As a render customer, its affecting us too. Hope Cloudflare fixes this asap.

reustle · 2023-08-11T05:19:52

As a Render customer, I wish I had the option to not use Cloudflare in any way.

eyeownyde · 2023-08-11T08:10:10

Why is that? Are these issues common?

wongarsu · 2023-08-11T11:45:44

Some don't like them on ideological grounds (centralization of a sizable portion of the internet), some don't like how Cloudflare can make your browsing experience miserable if you use TOR or turn on Firefox's anti-fingerprinting features (and Cloudflare is s major part of the reason these features are off by default)

breakingcups · 2023-08-11T17:43:49

I don't like Cloudflare skirting the responsibility of a hosting provider by claiming to be a neutral third party similar to an ISP instead of a company paid by their customers to distribute their content on the web.

Also them not taking a stance on housing despicable stuff like KF that literally bully people to their deaths.

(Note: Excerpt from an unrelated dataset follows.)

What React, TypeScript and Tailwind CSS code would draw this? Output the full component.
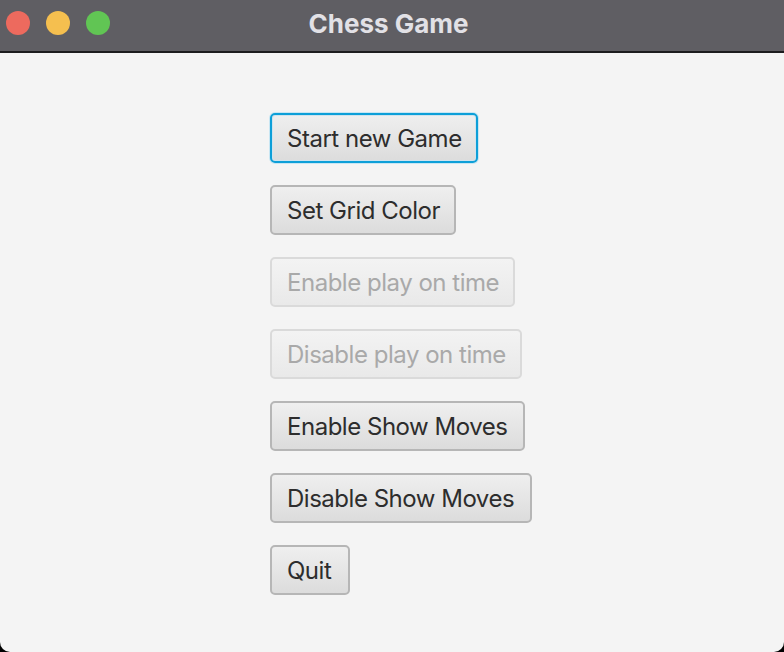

psnehanshu · 2023-08-11T05:51:12

Cloudflare just published a resolution 7 minutes ago.

anaganisk · 2023-08-11T07:12:04

Unrelated but the choice of background(white) and choice of color(white) of the title in the "hero" section of the website is poor on mobile. I assume the site UI wasn't tested on mobile? https://i.imgur.com/M1n6SYv.jpg

EspressoGPT · 2023-08-11T07:59:53

What – this text is and always has been black for me.

wongarsu · 2023-08-11T11:47:20

If the website doesn't set the font color, it might be black in light mode but white when the device/os/browser is in dark mode

gregsadetsky · 2023-08-11T05:13:57

render.com down, our sites hosted there down as well... it sucks but it happens.

best of luck render & cloudflare teams!

EDIT: it's back! yay

tebbers · 2023-08-11T05:27:26

Hmmm, render.com is loading fine from London, UK for me.

gregsadetsky · 2023-08-11T05:28:27

it just came back online now - they were down when I checked

nik736 · 2023-08-11T13:22:49

So Render is single homed to Cloudflare?